A esta idea indeterminada de lo bello contribuyó decisivamente el siglo XVIII, particularmente con la Revolución Francesa. Fue entonces cuando se fracturó la relación entre arte y belleza que hasta entonces, salvo excepciones, había sido hegemónica. Lo relevante ya no era que la obra fuese bella, sino que representase la realidad que, como sabemos, es belleza y otras muchas cosas más. De ahí a que el arte reflejase abiertamente los aspectos más sombríos, abominables y tenebrosos de la existencia humana restaba poco más que un siglo. Uno de los primeros en abrir veda por este sendero fue Goya con sus pinturas grotescas. Ya en el siglo XX la fealdad se introdujo abanderando las vanguardias de las diferentes artes: el dadaísmo de Tristan Tzara, el “ready made” de Duchamp, Picasso, el “happening” y la “performance” de Estados Unidos, el “action paiting” de Pollock, el cine de Buñuel, las esculturas de Tinguely…
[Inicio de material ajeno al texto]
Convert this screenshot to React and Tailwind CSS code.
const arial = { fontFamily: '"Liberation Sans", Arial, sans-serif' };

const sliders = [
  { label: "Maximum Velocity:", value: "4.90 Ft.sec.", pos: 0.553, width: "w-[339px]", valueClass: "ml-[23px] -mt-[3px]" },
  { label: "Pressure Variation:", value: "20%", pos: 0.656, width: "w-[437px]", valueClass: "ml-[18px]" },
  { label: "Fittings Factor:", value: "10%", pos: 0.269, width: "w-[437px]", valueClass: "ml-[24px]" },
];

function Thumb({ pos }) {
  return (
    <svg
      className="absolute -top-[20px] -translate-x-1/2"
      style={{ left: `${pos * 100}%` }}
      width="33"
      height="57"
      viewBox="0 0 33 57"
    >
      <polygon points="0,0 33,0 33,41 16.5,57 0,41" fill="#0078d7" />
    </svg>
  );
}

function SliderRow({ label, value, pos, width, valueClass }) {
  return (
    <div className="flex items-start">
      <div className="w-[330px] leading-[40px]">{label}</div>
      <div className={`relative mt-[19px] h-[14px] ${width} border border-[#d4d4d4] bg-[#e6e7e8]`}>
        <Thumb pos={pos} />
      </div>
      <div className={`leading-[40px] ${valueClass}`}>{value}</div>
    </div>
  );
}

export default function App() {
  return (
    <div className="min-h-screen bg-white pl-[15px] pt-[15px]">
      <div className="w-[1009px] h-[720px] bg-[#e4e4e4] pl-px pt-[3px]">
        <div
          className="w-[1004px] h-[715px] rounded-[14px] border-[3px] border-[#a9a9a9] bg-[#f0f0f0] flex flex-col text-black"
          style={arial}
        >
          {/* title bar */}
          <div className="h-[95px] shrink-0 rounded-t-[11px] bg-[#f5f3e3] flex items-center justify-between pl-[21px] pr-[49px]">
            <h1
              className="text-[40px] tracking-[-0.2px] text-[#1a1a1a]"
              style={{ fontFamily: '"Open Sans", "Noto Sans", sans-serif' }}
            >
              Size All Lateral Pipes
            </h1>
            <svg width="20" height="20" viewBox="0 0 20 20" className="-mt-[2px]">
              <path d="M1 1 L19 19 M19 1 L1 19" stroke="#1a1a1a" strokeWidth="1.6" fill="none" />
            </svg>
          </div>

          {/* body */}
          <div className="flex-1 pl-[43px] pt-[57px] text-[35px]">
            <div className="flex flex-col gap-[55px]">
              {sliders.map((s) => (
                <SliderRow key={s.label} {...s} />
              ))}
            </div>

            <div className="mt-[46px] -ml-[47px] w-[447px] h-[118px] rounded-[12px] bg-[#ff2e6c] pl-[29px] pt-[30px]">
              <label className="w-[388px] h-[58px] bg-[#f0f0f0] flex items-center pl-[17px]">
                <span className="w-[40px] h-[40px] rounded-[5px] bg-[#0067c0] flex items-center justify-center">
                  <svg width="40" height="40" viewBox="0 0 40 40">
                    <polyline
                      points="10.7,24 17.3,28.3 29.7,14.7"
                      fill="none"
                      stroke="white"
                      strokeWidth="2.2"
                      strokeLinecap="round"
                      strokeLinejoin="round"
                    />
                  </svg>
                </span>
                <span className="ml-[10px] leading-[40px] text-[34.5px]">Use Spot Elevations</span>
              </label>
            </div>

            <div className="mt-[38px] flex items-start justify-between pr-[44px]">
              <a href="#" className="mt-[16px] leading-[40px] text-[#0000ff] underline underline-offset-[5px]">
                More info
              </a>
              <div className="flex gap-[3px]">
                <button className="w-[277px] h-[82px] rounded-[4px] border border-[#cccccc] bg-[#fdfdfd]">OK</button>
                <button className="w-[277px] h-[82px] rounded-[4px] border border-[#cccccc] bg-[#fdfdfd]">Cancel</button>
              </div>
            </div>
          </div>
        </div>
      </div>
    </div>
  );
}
Con estos movimientos al espejo que era el arte se le hizo una cavidad, un abismo. Este nuevo espejo cóncavo acogió aquello que siempre había quedado oculto por obsceno y procaz. En el anverso de lo bello no se subliman los sentidos. Se prenden. Se erosionan. Se voltean. Se pervierten.
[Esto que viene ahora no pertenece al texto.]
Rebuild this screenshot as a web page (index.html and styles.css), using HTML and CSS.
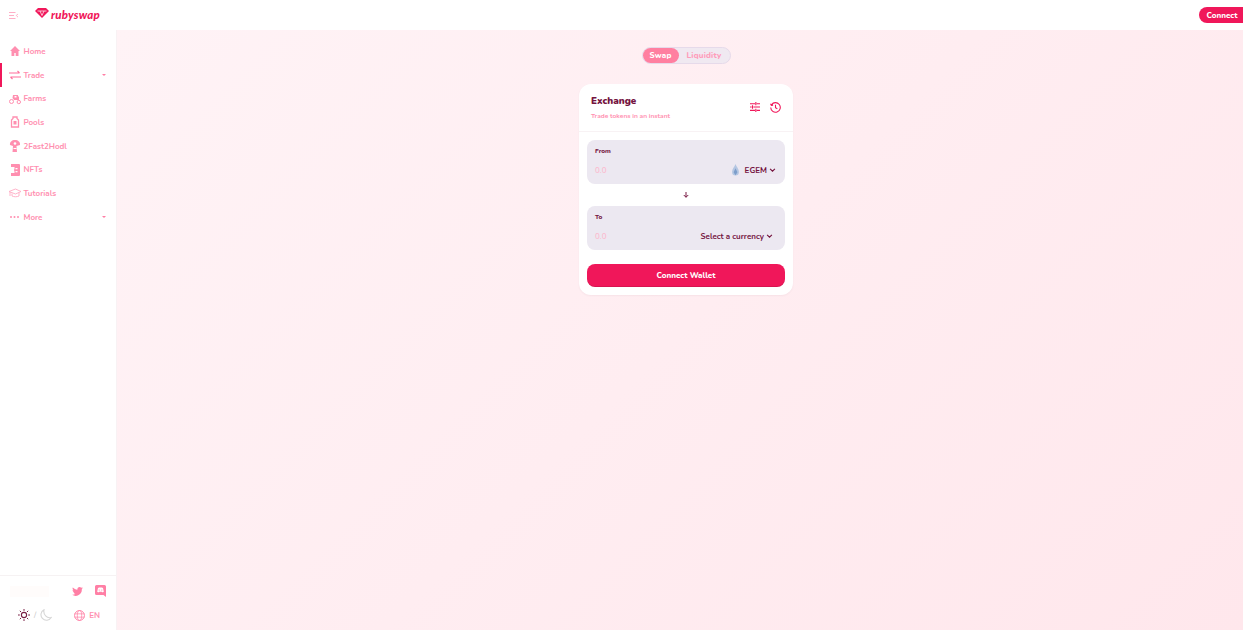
FILE: index.html
```html
<!DOCTYPE html>
<html lang="en">
<head>
  <meta charset="UTF-8">
  <title>RubySwap</title>
  <link rel="stylesheet" href="styles.css">
</head>
<body>

<header class="topbar">
  <div class="topbar-left">
    <svg class="menu-icon" viewBox="0 0 9 7" width="9" height="7"><path d="M0 .5h6.500M0 3.500h5M0 6.500h6.500M9 1.800 7.300 3.500 9 5.200" fill="none" stroke="#ffa5c0" stroke-width=".9"/></svg>
    <div class="logo">
      <svg viewBox="0 0 14 10" width="14" height="10"><path d="M3 0h8l3 3L7 10 0 3z" fill="#f0175a"/><path d="M2.500 3h9M5 3l2 4.500L9 3" stroke="#fff" stroke-width=".7" fill="none"/></svg>
      <span>rubyswap</span>
    </div>
  </div>
  <button class="connect-small">Connect</button>
</header>

<div class="layout">
  <nav class="sidebar">
    <ul class="nav">
      <li class="nav-item">
        <svg viewBox="0 0 12 12" width="12" height="12"><path d="M6 1 1 6h1.500v5h2.800V8h1.400v3h2.800V6H11z" fill="#ff8fb0"/></svg>
        <span>Home</span>
      </li>
      <li class="nav-item active">
        <svg viewBox="0 0 12 12" width="12" height="12"><path d="M0 4h10.500M8.500 2l2 2M12 8H1.500M3.500 10l-2-2" fill="none" stroke="#ff6f9c" stroke-width="1.100"/></svg>
        <span>Trade</span>
        <i class="caret"></i>
      </li>
      <li class="nav-item">
        <svg viewBox="0 0 12 12" width="12" height="12"><circle cx="2.500" cy="8.500" r="2" fill="none" stroke="#ff8fb0"/><circle cx="9.800" cy="9" r="1.700" fill="none" stroke="#ff8fb0"/><path d="M4 2h5v1l1 1v3H5L3.500 5z" fill="#ff8fb0"/><rect x="5.500" y="3" width="2" height="1.500" fill="#fff"/></svg>
        <span>Farms</span>
      </li>
      <li class="nav-item">
        <svg viewBox="0 0 12 12" width="12" height="12"><path d="M4 1h4v1.500l1.500 1.500v7h-7V4L4 2.500z" fill="none" stroke="#ff8fb0" stroke-width="1.300"/><rect x="4.500" y="5" width="3" height="3.500" fill="#ff8fb0"/></svg>
        <span>Pools</span>
      </li>
      <li class="nav-item">
        <svg viewBox="0 0 12 12" width="12" height="12"><path d="M6 0C3 0 .5 2 1 5l3 1-.5 6h4.500L7.500 6 11 5c.5-3-2-5-5-5z" fill="#ff8fb0"/><circle cx="6" cy="3.500" r="1.300" fill="#fff"/><rect x="4.500" y="8" width="3" height="1" fill="#fff"/></svg>
        <span>2Fast2Hodl</span>
      </li>
      <li class="nav-item">
        <svg viewBox="0 0 12 12" width="12" height="12"><path d="M2 0h8a1 1 0 0 1 1 1v10a1 1 0 0 1-1 1H2V9h3.500V7.500L5 6l.5-1.500V3H2z" fill="#ff8fb0"/><rect x="6.500" y="4" width="2" height="1.300" fill="#fff"/><rect x="6.500" y="7" width="2" height="1.300" fill="#fff"/></svg>
        <span>NFTs</span>
      </li>
      <li class="nav-item">
        <svg viewBox="0 0 12 12" width="12" height="12"><path d="M0 4.500 6.500 2 12 4.500 6.500 7zM3 6.500V9c2 1 5 1 7 0V5.500M1 5v4" fill="none" stroke="#ffabc4" stroke-width=".9"/></svg>
        <span>Tutorials</span>
      </li>
      <li class="nav-item">
        <svg viewBox="0 0 12 12" width="12" height="12"><circle cx="2" cy="6" r="1" fill="#ff8fb0"/><circle cx="5.500" cy="6" r="1" fill="#ff8fb0"/><circle cx="9" cy="6" r="1" fill="#ff8fb0"/></svg>
        <span>More</span>
        <i class="caret"></i>
      </li>
    </ul>

    <div class="sidebar-footer">
      <div class="footer-row">
        <div class="price-skeleton"></div>
        <div class="socials">
          <svg viewBox="0 0 12 10" width="11" height="9"><path d="M12 1.200c-.4.2-.9.300-1.400.400.500-.3.900-.8 1.100-1.400-.5.300-1 .5-1.600.6A2.500 2.500 0 0 0 5.900 3C3.900 2.900 2.100 1.900.8.500c-.6 1.100-.3 2.500.8 3.200-.4 0-.8-.1-1.100-.3 0 1.200.8 2.200 2 2.500-.4.100-.8.100-1.100 0 .3 1 1.200 1.700 2.300 1.700A5 5 0 0 1 0 8.700 7 7 0 0 0 10.800 2.500c.5-.4.900-.8 1.200-1.300z" fill="#ff7fa5"/></svg>
          <svg viewBox="0 0 11 12" width="11" height="12"><path d="M1.500 0h8A1.500 1.500 0 0 1 11 1.500V12L8.500 10h-7A1.500 1.500 0 0 1 0 8.500v-7A1.500 1.500 0 0 1 1.500 0z" fill="#ff7fa5"/><path d="M3 3c1.500-.6 3.500-.6 5 0l.8 3.700c-.6.400-1.100.5-1.600.6L6.800 6.800H4.200l-.4.500c-.5-.1-1-.2-1.600-.6z" fill="#fff"/><circle cx="4.200" cy="5" r=".6" fill="#ff7fa5"/><circle cx="6.800" cy="5" r=".6" fill="#ff7fa5"/></svg>
        </div>
      </div>
      <div class="footer-row">
        <div class="theme">
          <svg viewBox="0 0 12 12" width="12" height="12"><circle cx="6" cy="6" r="2.600" fill="none" stroke="#7a1f45" stroke-width="1.100"/><path d="M6 0v1.800M6 10.200V12M0 6h1.800M10.200 6H12M1.800 1.800 3 3M9 9l1.200 1.200M1.800 10.200 3 9M9 3l1.200-1.200" stroke="#7a1f45"/></svg>
          <span class="slash">/</span>
          <svg viewBox="0 0 12 12" width="12" height="12"><path d="M4 .8a5.500 5.500 0 1 0 7.200 7.700C7 9.500 3 6 4 .8z" fill="none" stroke="#d6d6d6" stroke-width="1.100"/></svg>
        </div>
        <div class="lang">
          <svg viewBox="0 0 12 12" width="11" height="11"><circle cx="6" cy="6" r="5.400" fill="none" stroke="#ff7fa5"/><ellipse cx="6" cy="6" rx="2.400" ry="5.400" fill="none" stroke="#ff7fa5" stroke-width=".8"/><path d="M.6 4.200h10.800M.6 7.800h10.800" stroke="#ff7fa5" stroke-width=".8"/></svg>
          <span>EN</span>
        </div>
      </div>
    </div>
  </nav>

  <main class="main">
    <div class="tabs">
      <span class="tab tab-on">Swap</span>
      <span class="tab">Liquidity</span>
    </div>

    <section class="card">
      <div class="card-head">
        <div>
          <h2>Exchange</h2>
          <p>Trade tokens in an instant</p>
        </div>
        <div class="head-icons">
          <svg viewBox="0 0 12 12" width="10" height="10"><path d="M0 2h6M8 2h4M7 0v4M0 6h2M4 6h8M3 4v4M0 10h6M8 10h4M7 8v4" fill="none" stroke="#f0175a" stroke-width="1.300"/></svg>
          <svg viewBox="0 0 12 12" width="11" height="11"><path d="M1.700 3a5.200 5.200 0 1 1-.9 3M.6 1.800 1.500 3.600l1.900-.2M6 3v3.200l2 1.200" fill="none" stroke="#f0175a" stroke-width="1.200"/></svg>
        </div>
      </div>

      <div class="card-body">
        <div class="field">
          <label>From</label>
          <div class="field-row">
            <span class="amount">0.0</span>
            <span class="token">
              <svg viewBox="0 0 10 14" width="9" height="12"><path d="M5 0C4 3 1 6 1 9a4 4.500 0 0 0 8 0c0-3-3-6-4-9z" fill="#b4c6e2"/><path d="M5 5 2.800 9.500 5 13l2.200-3.500z" fill="#7d9ecb"/></svg>
              EGEM
              <svg class="chev" viewBox="0 0 8 5" width="7" height="4"><path d="m1 1 3 3 3-3" fill="none" stroke="#75143f" stroke-width="1.400"/></svg>
            </span>
          </div>
        </div>

        <div class="arrow">
          <svg viewBox="0 0 8 8" width="6" height="6"><path d="M4 0v7M1 4l3 3 3-3" fill="none" stroke="#75143f" stroke-width="1.300"/></svg>
        </div>

        <div class="field">
          <label>To</label>
          <div class="field-row">
            <span class="amount">0.0</span>
            <span class="token">
              Select a currency
              <svg class="chev" viewBox="0 0 8 5" width="7" height="4"><path d="m1 1 3 3 3-3" fill="none" stroke="#75143f" stroke-width="1.400"/></svg>
            </span>
          </div>
        </div>

        <button class="connect-wallet">Connect Wallet</button>
      </div>
    </section>
  </main>
</div>

</body>
</html>
```

FILE: styles.css
```css
* {
  box-sizing: border-box;
}

body {
  margin: 0;
  height: 630px;
  overflow: hidden;
  font-family: 'Nunito', 'Noto Sans', sans-serif;
  color: #75143f;
  background: #fff;
}

.topbar {
  height: 30px;
  display: flex;
  justify-content: space-between;
  align-items: center;
  background: #fff;
}

.topbar-left {
  display: flex;
  align-items: center;
  gap: 17px;
  padding-left: 9px;
}

.menu-icon {
  display: block;
}

.logo {
  display: flex;
  align-items: center;
  gap: 2px;
  margin-top: -1px;
}

.logo svg {
  margin-top: -3px;
}

.logo span {
  font-family: 'Lato', sans-serif;
  font-size: 11.500px;
  font-weight: 900;
  font-style: italic;
  letter-spacing: .2px;
  color: #f0175a;
}

.connect-small {
  width: 44px;
  height: 16px;
  padding: 0 0 0 2px;
  border: none;
  border-radius: 8px 0 0 8px;
  background: #f0175a;
  color: #fff;
  font-family: inherit;
  font-size: 8px;
  font-weight: 800;
}

.layout {
  display: flex;
  height: 600px;
}

.sidebar {
  flex: 0 0 117px;
  display: flex;
  flex-direction: column;
  justify-content: space-between;
  background: #fff;
  border-right: 1px solid #f8f2f4;
}

.nav {
  list-style: none;
  margin: 0;
  padding: 9.500px 0 0;
}

.nav-item {
  height: 23.700px;
  display: flex;
  align-items: center;
  gap: 3px;
  padding: 0 10px 0 8.500px;
  font-size: 8px;
  font-weight: 700;
  color: #ff8fb0;
}

.nav-item span {
  flex: 1;
}

.nav-item.active {
  box-shadow: inset 2px 0 0 #f0175a;
}

.caret {
  width: 0;
  height: 0;
  border-left: 2px solid transparent;
  border-right: 2px solid transparent;
  border-top: 2px solid #ff7fa5;
}

.sidebar-footer {
  height: 55px;
  padding: 3px 10px 0 10px;
  border-top: 1px solid #f6f2f3;
}

.footer-row {
  height: 24px;
  display: flex;
  justify-content: space-between;
  align-items: center;
}

.price-skeleton {
  width: 39px;
  height: 11px;
  background: #fffcfb;
}

.socials {
  display: flex;
  align-items: center;
  gap: 12px;
}

.theme {
  display: flex;
  align-items: center;
  gap: 4px;
  margin-left: 8px;
}

.slash {
  font-size: 8px;
  color: #bbb;
}

.lang {
  display: flex;
  align-items: center;
  gap: 4px;
  margin-right: 6px;
  font-size: 8px;
  font-weight: 700;
  color: #ff8fb0;
}

.main {
  flex: 1;
  display: flex;
  flex-direction: column;
  align-items: center;
  padding: 17px 0 0 12px;
  background: linear-gradient(135deg, #fff3f6 0%, #ffe7ec 100%);
}

.tabs {
  width: 89px;
  height: 17px;
  display: flex;
  align-items: center;
  border: 1px solid #e6daea;
  border-radius: 9px;
  background: #f0e9f1;
}

.tab {
  height: 15px;
  flex: 1;
  display: flex;
  justify-content: center;
  align-items: center;
  font-size: 8px;
  font-weight: 800;
  letter-spacing: .2px;
  color: #ff9cba;
}

.tab-on {
  flex: 0 0 36px;
  border-radius: 8px;
  background: #ff7fa0;
  color: #fff;
}

.card {
  width: 214px;
  height: 211px;
  margin-top: 20px;
  border-radius: 12px;
  background: #fff;
  box-shadow: 0 1px 2px rgba(120, 60, 90, .06);
}

.card-head {
  height: 48px;
  display: flex;
  justify-content: space-between;
  align-items: center;
  padding: 0 12px 1px;
  border-bottom: 1px solid #f8f2f4;
}

.card-head h2 {
  margin: 0;
  font-size: 9.800px;
  font-weight: 900;
  line-height: 14px;
  color: #75143f;
}

.card-head p {
  margin: 3px 0 0;
  font-size: 6.600px;
  font-weight: 700;
  line-height: 10px;
  color: #ff8fb0;
}

.head-icons {
  display: flex;
  align-items: center;
  gap: 10px;
}

.head-icons svg {
  display: block;
}

.card-body {
  padding: 8px;
}

.field {
  height: 44px;
  padding: 6px 9px 0 8px;
  border-radius: 8px;
  background: #ece8f1;
}

.field label {
  display: block;
  font-size: 6.500px;
  font-weight: 800;
  line-height: 10px;
}

.field-row {
  display: flex;
  justify-content: space-between;
  align-items: center;
  height: 16px;
  margin-top: 6px;
}

.amount {
  font-size: 8px;
  font-weight: 600;
  color: #fbbcd0;
}

.token {
  display: flex;
  align-items: center;
  gap: 2px;
  font-size: 8px;
  font-weight: 700;
}

.token svg:first-child {
  margin-right: 3px;
}

.chev {
  display: block;
}

.arrow {
  height: 22px;
  padding-bottom: 1px;
  display: flex;
  justify-content: center;
  align-items: center;
}

.connect-wallet {
  width: 198px;
  height: 23px;
  margin-top: 14px;
  border: none;
  border-radius: 8px;
  background: #f0175a;
  box-shadow: inset 0 -1px 0 rgba(0, 0, 0, .1);
  color: #fff;
  font-family: inherit;
  font-size: 8px;
  font-weight: 800;
}
```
En teatro, el primero en poner sobre el escenario la fealdad sin recato fue Alfred Jarry con su “¡Mierdra!”. Ésa fue la primera ficha en caer en el dominó de las vanguardias de la provocación. Después vino Artaud y su Teatro de la Crueldad, que a su vez arrastró a futuros creadores: Arrabal y su Teatro Pánico, Richard Foreman o el Living Theatre, si citamos a los imprescindibles. Pero también se abordó esta belleza cóncava desde otros flancos. Recordemos el esperpento de Valle-Inclán, quien precisamente diría, en boca de su Max Estrella, que su estética consistía en “transformar con matemática de espejo cóncavo las normas clásicas”; o a Kantor, que hizo de la muerte un evento escénico admirable. El siglo XX también vio nacer el Ankoku Butoh en Japón, literalmente “danza hacia la oscuridad”, que se nutre del teatro tradicional japonés al tiempo que lo subvierte. Y más recientemente tenemos los casos cercanos de Angélica Liddell, Rodrigo García o Pippo Delbono. Todos ellos tuvieron la capacidad de ver belleza allí donde nadie lo esperaba.
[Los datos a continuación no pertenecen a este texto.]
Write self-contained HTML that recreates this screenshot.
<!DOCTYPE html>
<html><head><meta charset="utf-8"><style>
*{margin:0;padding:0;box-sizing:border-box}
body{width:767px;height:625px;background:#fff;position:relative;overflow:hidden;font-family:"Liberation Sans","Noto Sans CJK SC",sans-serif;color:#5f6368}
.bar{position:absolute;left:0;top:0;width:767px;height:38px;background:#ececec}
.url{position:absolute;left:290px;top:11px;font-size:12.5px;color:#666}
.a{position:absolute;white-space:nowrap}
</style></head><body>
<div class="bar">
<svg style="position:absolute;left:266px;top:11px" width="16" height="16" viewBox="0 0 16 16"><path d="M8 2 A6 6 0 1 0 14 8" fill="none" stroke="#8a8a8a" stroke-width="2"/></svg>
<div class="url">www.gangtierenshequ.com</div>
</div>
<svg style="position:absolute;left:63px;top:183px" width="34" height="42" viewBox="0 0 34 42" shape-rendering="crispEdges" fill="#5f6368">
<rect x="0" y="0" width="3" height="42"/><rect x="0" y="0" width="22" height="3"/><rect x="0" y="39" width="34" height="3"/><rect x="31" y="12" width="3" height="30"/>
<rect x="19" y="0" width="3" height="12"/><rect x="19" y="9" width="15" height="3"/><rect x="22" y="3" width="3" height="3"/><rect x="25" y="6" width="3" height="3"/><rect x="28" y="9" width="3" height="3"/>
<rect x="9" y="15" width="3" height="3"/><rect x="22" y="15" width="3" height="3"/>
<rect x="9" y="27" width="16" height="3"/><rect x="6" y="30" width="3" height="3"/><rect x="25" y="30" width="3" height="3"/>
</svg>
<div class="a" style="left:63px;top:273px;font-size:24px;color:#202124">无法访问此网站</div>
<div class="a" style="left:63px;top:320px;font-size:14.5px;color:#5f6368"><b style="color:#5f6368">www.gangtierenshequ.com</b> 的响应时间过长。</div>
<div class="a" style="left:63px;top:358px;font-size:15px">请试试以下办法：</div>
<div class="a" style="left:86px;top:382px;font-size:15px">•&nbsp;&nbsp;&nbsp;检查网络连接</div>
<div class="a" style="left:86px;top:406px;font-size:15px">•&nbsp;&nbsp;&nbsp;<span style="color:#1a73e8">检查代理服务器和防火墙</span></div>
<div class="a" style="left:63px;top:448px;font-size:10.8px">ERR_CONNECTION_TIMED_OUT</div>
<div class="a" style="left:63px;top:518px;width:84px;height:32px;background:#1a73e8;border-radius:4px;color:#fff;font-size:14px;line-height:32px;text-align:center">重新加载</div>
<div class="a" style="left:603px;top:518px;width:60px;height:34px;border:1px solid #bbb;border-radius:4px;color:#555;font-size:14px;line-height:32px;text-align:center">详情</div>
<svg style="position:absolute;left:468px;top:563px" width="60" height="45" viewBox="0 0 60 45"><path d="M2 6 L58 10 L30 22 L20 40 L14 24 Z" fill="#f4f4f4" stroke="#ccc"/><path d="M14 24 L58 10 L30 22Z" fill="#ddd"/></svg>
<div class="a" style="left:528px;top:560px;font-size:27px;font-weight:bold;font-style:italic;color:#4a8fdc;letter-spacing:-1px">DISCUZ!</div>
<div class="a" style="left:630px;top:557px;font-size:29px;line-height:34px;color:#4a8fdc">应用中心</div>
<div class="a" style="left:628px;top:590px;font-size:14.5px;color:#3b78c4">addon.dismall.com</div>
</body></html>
La fealdad llevada al arte, si está armónicamente trazada en sus contrastes, guarda una atracción imprevista. Ante el aparente horror preferiríamos no mirar, pero la mano que nos tapa los ojos ofrece, como sin querer, una tentadora rendija entre los dedos por la que deslizar una mirada morbosa. Es el poder que tiene aquello que es bello en su fealdad.
Pero, ¿cómo obtener entonces esta dualidad tan atrayente de la belleza fea o de la fealdad bella? A vuelapluma parece sencillo: dejarse caer en la espiral del caos, conducirse por los instintos más primitivos, saltar de un extremo al otro, provocar intencionadamente la desarmonía. La realidad, sin embargo, es siempre más compleja e inaccesible. ¿Cómo hacerlo entonces? Eugenio Barba, que suele venir al auxilio en estos casos, nos ofrece un señuelo. El director del Odin Teatret se refiere a esta dualidad estética con el término Desorden (con mayúscula intencionada):
“Lo que siempre he deseado con mis espectáculos es suscitar el Desorden en la mente y los sentidos del espectador. Quisiera sacudir su costumbre de pre-ver y enjuiciar, quisiera poner en funcionamiento una oscilación emotiva, sembrar estupor”.[1]
Dice Barba que en la consecución de este Desorden, aunque no siga ninguna receta, sí hay una disciplina auto-impuesta que le guía:
“Sé que no existe un método para provocar el Desorden en el espectador. Y sin embargo, tengo la certeza de que puedo acercarme al Desorden con una particular forma de autodisciplina. Ésta presupone una separación de los modos justos y razonables de considerar los valores, las motivaciones y los objetivos de nuestra profesión. Es una actitud profundamente individual que nadie nos puede imponer o donar. Se trata de una liberación y como todas las liberaciones es dolorosa”[2].
La meta parece estar ahí cerca, pero el camino es muy largo. Si no hay esa autodisciplina de la que habla Barba, si no hay una determinación profunda por buscar lo atractivo y lo bello en aquello que resulta horrendo, si no se persigue el arte de lo feo a través de la artesanía, se cae en el desorden (con minúscula), en el caos, en un plasma que simplemente produce rechazo. La fealdad que subyuga esconde un rigor, una composición, una lógica insospechada que produce pavor y deleite al mismo tiempo. Ya lo decía el propio Artaud por medio de una paradoja que también parece inalcanzable: “El verdadero teatro nace de una anarquía organizada”.
[1] Barba, Eugenio. “Hijos del silencio. Reflexiones a propósito de los cuarenta años del Odin Teatret”. Traducción de Lluis Masgrau. Publicado en el programa de mano del espectáculo “El sueño de Andersen”, 2005, p. 51.
[2] Barba, Eugenio. (2005), o.c., p. 52.